Request: Of the lines below, how many hold the string "page"? Give only the number.

Given information:

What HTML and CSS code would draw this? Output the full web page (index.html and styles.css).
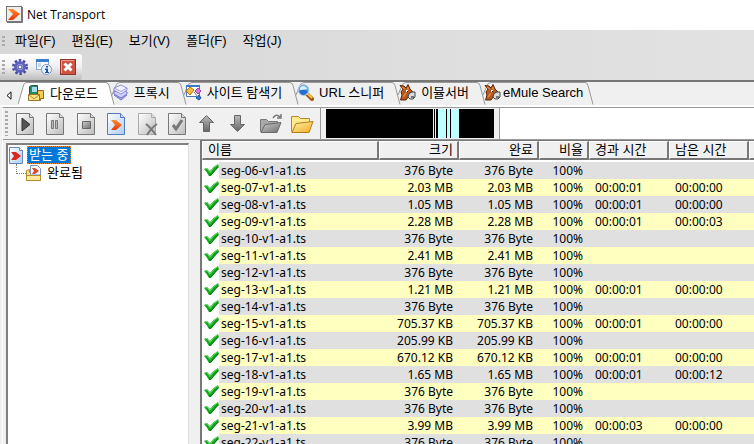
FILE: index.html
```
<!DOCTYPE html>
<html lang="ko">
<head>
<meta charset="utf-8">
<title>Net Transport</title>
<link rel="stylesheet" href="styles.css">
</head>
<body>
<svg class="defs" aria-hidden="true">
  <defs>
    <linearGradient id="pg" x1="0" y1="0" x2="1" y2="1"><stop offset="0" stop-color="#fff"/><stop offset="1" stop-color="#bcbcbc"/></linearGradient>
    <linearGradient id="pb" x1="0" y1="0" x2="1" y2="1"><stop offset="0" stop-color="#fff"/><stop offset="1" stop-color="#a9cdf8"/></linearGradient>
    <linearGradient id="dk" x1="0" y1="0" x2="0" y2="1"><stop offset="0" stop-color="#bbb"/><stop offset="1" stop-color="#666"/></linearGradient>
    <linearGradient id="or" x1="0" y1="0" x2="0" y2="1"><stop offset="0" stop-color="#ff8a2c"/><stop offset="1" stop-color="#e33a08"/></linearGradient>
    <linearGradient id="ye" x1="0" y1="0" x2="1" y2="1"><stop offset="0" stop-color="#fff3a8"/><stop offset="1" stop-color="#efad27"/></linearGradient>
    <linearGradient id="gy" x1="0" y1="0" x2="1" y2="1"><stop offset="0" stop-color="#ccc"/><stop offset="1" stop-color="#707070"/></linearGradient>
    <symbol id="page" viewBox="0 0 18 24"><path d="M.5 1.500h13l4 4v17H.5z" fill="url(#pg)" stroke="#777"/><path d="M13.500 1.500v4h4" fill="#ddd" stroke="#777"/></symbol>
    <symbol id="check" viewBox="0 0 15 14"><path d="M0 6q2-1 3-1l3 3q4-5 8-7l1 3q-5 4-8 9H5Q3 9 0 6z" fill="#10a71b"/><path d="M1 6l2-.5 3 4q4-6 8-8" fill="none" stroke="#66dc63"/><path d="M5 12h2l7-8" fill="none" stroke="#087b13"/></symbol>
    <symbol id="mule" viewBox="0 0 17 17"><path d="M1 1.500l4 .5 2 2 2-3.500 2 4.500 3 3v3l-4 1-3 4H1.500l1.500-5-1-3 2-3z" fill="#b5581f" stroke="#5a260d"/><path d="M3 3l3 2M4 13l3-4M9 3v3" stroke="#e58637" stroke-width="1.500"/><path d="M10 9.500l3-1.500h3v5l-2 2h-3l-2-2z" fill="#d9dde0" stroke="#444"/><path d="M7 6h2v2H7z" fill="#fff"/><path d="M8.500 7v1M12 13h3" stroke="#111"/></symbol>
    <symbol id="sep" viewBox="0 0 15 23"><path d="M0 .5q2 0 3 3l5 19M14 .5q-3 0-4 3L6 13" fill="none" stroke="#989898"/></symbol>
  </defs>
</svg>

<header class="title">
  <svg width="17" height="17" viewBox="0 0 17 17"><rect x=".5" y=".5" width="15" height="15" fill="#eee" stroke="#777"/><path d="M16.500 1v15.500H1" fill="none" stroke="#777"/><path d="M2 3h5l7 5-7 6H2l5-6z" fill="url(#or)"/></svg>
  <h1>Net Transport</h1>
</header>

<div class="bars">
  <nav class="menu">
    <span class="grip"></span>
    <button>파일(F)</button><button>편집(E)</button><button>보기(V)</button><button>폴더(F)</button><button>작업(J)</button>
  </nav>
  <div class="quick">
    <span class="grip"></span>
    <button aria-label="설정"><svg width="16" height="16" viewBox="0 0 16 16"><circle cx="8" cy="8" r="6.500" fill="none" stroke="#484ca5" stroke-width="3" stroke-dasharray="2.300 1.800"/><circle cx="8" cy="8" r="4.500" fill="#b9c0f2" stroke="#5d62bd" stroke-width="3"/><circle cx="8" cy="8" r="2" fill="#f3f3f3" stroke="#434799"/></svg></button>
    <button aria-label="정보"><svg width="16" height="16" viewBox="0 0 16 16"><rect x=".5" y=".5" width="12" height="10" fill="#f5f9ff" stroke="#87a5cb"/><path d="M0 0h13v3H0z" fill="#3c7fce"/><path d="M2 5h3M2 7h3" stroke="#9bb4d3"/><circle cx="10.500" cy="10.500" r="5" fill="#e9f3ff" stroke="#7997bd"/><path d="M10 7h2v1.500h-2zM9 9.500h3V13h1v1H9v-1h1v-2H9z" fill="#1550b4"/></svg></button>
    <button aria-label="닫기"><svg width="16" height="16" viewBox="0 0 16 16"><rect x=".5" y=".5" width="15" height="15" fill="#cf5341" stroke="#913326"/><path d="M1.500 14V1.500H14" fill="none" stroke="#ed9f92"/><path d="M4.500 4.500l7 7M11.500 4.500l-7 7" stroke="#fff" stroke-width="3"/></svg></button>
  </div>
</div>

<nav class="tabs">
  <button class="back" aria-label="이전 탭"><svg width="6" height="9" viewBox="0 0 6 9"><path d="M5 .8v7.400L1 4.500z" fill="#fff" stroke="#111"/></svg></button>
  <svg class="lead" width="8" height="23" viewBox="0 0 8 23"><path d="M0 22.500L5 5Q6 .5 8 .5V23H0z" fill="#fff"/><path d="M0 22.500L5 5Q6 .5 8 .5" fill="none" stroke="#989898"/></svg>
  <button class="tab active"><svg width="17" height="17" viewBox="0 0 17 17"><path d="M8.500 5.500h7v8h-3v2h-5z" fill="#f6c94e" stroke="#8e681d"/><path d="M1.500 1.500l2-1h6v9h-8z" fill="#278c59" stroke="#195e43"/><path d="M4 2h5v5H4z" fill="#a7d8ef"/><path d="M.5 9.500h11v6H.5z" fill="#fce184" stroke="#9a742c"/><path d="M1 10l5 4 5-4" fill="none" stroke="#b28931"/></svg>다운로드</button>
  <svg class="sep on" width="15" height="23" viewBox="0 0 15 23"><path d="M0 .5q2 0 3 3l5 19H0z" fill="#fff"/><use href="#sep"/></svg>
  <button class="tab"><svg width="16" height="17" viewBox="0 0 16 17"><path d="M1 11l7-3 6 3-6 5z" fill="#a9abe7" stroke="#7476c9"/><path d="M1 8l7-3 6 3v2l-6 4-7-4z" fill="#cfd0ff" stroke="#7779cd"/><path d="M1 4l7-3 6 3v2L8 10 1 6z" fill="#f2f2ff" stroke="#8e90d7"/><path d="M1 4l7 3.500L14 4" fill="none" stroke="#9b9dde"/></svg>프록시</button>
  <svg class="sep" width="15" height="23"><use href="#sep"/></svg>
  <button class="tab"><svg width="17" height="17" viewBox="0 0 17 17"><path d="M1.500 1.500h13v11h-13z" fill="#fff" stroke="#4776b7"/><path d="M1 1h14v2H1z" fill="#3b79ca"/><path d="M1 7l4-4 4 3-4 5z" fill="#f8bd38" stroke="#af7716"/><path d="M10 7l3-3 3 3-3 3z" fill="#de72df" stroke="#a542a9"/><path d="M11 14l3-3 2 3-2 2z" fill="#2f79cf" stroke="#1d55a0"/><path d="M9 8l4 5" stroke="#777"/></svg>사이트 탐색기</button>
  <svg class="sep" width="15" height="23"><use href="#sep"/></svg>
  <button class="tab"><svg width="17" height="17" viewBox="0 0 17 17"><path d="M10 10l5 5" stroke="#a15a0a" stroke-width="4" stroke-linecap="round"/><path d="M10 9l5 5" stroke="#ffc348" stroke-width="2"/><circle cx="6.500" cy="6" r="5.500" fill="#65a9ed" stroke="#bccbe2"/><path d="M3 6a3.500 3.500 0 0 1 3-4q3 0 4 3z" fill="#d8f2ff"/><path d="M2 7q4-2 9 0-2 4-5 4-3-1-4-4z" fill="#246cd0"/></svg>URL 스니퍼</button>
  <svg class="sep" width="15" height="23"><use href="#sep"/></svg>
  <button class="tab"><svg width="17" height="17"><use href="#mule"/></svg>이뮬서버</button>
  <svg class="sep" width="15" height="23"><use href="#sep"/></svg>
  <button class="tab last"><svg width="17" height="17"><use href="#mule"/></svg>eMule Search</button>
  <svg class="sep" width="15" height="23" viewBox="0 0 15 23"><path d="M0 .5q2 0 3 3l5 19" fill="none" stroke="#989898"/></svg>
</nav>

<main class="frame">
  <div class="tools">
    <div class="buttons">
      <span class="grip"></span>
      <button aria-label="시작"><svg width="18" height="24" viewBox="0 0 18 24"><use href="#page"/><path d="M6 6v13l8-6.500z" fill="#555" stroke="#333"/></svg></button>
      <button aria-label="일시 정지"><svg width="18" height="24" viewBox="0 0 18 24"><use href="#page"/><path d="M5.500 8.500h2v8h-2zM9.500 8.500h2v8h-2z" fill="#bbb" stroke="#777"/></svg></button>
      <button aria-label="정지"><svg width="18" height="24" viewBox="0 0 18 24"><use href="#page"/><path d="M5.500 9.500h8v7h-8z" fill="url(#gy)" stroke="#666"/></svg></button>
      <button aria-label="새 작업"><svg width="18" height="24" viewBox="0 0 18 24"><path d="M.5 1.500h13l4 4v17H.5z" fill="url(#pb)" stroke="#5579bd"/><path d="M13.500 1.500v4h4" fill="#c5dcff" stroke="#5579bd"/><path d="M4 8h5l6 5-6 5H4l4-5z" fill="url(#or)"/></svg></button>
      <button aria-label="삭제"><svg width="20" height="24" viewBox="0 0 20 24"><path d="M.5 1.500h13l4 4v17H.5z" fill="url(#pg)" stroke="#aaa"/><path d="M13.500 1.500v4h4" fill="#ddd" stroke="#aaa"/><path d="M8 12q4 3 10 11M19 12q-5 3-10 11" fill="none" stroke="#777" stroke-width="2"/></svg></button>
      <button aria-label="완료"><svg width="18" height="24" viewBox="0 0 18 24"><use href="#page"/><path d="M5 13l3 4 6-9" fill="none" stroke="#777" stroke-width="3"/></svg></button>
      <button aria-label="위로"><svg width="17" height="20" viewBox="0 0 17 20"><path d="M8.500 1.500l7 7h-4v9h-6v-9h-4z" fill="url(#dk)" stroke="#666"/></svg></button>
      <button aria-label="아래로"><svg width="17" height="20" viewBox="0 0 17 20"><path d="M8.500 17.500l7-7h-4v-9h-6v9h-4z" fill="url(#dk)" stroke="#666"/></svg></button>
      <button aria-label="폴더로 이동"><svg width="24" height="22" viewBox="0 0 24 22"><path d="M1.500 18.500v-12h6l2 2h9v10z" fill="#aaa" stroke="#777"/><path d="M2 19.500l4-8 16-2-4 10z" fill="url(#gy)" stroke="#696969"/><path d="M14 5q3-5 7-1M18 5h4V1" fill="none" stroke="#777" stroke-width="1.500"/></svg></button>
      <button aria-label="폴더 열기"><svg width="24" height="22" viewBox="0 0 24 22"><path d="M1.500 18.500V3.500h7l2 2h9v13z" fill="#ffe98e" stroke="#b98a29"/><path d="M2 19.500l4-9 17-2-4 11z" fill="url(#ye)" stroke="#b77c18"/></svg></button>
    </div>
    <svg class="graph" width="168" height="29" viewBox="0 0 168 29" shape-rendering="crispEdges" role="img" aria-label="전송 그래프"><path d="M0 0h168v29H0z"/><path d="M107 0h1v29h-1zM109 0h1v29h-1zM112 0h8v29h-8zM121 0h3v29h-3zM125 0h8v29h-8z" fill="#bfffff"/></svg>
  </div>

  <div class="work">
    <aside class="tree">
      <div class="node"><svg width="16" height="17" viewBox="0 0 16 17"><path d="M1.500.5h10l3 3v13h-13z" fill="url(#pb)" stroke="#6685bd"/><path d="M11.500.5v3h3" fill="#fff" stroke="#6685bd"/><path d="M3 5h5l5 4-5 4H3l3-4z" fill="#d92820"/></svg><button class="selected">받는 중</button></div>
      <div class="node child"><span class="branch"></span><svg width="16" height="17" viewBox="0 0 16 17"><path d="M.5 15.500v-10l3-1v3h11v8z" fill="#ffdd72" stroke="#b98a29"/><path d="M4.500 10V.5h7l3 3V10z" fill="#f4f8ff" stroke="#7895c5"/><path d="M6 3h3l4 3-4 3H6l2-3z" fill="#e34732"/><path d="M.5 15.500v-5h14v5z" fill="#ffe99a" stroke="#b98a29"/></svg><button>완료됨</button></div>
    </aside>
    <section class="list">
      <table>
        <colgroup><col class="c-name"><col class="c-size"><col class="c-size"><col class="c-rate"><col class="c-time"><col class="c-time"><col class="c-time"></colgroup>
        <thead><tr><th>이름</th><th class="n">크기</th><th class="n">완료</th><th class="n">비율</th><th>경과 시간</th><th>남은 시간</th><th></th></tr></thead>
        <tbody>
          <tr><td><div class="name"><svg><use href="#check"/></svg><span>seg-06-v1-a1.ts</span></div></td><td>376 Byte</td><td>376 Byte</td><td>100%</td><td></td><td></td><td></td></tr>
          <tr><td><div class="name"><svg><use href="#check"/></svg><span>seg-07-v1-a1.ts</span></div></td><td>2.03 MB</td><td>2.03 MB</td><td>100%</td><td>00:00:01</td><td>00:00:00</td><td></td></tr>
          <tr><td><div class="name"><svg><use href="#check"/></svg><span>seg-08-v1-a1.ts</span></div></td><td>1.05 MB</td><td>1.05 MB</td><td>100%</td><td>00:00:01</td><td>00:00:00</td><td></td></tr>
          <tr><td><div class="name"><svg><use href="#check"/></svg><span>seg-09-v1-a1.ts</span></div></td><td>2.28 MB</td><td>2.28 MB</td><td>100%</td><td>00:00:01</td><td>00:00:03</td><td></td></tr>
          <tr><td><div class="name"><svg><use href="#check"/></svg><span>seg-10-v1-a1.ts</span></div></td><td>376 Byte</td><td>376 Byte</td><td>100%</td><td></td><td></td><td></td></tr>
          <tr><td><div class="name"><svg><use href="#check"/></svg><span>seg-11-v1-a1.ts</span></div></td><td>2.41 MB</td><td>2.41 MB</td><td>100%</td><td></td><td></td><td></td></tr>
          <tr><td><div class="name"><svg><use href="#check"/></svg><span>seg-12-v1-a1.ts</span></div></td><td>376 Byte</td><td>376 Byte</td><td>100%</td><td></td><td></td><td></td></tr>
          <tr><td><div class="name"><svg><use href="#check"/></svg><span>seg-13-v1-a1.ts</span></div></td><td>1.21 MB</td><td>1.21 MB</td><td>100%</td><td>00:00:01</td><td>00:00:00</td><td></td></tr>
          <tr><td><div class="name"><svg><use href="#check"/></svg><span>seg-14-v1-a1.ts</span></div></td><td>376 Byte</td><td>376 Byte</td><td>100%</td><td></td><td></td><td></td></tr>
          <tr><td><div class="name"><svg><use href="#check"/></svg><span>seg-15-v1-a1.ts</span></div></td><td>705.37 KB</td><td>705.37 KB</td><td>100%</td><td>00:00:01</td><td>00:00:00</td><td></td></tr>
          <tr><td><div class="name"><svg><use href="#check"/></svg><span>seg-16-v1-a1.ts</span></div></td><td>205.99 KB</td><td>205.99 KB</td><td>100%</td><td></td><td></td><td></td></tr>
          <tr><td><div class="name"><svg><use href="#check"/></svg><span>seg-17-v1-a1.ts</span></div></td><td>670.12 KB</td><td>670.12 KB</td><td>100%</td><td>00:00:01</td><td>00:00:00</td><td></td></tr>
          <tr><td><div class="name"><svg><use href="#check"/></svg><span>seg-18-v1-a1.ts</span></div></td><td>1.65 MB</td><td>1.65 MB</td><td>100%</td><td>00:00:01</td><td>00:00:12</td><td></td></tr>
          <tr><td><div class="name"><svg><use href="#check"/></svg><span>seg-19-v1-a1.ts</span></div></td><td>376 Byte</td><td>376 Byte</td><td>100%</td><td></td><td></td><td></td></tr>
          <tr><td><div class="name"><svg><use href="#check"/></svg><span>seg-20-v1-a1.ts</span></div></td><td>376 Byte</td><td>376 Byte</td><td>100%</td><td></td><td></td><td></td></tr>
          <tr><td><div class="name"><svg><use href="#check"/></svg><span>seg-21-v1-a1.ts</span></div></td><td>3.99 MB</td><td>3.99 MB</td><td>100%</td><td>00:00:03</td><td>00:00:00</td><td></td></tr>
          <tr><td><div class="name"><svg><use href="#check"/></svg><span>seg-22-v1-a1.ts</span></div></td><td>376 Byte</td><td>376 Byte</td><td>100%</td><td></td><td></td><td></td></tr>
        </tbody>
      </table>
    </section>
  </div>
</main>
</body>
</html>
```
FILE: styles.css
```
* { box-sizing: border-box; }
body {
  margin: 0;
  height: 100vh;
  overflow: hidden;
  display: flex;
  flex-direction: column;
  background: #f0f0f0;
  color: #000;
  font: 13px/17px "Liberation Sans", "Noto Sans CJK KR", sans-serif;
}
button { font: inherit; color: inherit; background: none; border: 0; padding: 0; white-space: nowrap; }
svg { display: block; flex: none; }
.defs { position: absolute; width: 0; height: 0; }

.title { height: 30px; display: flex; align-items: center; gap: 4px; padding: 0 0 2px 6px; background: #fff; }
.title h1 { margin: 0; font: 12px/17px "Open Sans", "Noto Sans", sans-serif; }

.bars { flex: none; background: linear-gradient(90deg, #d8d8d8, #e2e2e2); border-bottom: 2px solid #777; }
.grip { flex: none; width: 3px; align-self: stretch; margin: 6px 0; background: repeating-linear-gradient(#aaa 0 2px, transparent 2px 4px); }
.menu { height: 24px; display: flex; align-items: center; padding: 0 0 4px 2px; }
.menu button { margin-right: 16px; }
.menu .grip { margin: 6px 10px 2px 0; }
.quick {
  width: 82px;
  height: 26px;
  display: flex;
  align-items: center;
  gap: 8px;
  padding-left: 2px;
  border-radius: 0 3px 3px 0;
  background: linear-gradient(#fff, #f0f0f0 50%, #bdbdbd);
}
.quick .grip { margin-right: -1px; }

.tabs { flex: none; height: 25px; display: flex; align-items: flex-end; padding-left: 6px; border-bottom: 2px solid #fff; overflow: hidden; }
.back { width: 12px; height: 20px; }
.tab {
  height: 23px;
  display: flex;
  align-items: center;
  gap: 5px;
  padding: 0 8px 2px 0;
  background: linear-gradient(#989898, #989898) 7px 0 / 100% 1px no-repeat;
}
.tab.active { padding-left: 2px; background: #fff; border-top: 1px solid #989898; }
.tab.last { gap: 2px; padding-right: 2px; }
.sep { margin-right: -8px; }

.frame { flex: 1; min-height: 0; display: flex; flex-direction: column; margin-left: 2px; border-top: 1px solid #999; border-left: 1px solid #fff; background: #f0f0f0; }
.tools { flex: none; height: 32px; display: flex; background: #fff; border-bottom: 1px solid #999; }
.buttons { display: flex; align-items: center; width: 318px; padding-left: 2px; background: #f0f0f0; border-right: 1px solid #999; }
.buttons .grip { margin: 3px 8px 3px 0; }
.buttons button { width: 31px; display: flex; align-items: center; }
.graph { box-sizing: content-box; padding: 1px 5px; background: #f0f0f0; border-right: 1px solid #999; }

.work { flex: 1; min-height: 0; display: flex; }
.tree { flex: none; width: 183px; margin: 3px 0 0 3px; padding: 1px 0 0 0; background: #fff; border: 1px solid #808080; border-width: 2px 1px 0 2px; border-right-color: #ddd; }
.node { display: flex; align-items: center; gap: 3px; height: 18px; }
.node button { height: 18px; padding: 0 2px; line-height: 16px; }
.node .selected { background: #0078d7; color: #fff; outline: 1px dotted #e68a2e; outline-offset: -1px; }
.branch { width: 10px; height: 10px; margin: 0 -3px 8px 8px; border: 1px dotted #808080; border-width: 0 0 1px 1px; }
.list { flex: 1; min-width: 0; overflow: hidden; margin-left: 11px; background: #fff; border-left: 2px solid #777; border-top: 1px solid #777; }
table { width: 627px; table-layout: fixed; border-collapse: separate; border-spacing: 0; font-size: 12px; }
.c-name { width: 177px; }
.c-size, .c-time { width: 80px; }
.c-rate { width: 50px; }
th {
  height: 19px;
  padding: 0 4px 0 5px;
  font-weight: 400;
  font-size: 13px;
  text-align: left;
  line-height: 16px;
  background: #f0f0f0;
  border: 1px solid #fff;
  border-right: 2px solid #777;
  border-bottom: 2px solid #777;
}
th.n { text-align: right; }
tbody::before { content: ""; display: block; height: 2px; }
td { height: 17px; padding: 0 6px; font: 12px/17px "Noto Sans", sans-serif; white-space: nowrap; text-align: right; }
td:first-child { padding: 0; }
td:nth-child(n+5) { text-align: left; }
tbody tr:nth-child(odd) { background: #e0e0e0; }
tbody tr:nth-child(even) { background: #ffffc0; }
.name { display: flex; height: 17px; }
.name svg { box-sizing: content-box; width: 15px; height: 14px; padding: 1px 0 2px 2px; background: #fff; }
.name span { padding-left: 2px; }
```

Task result: 6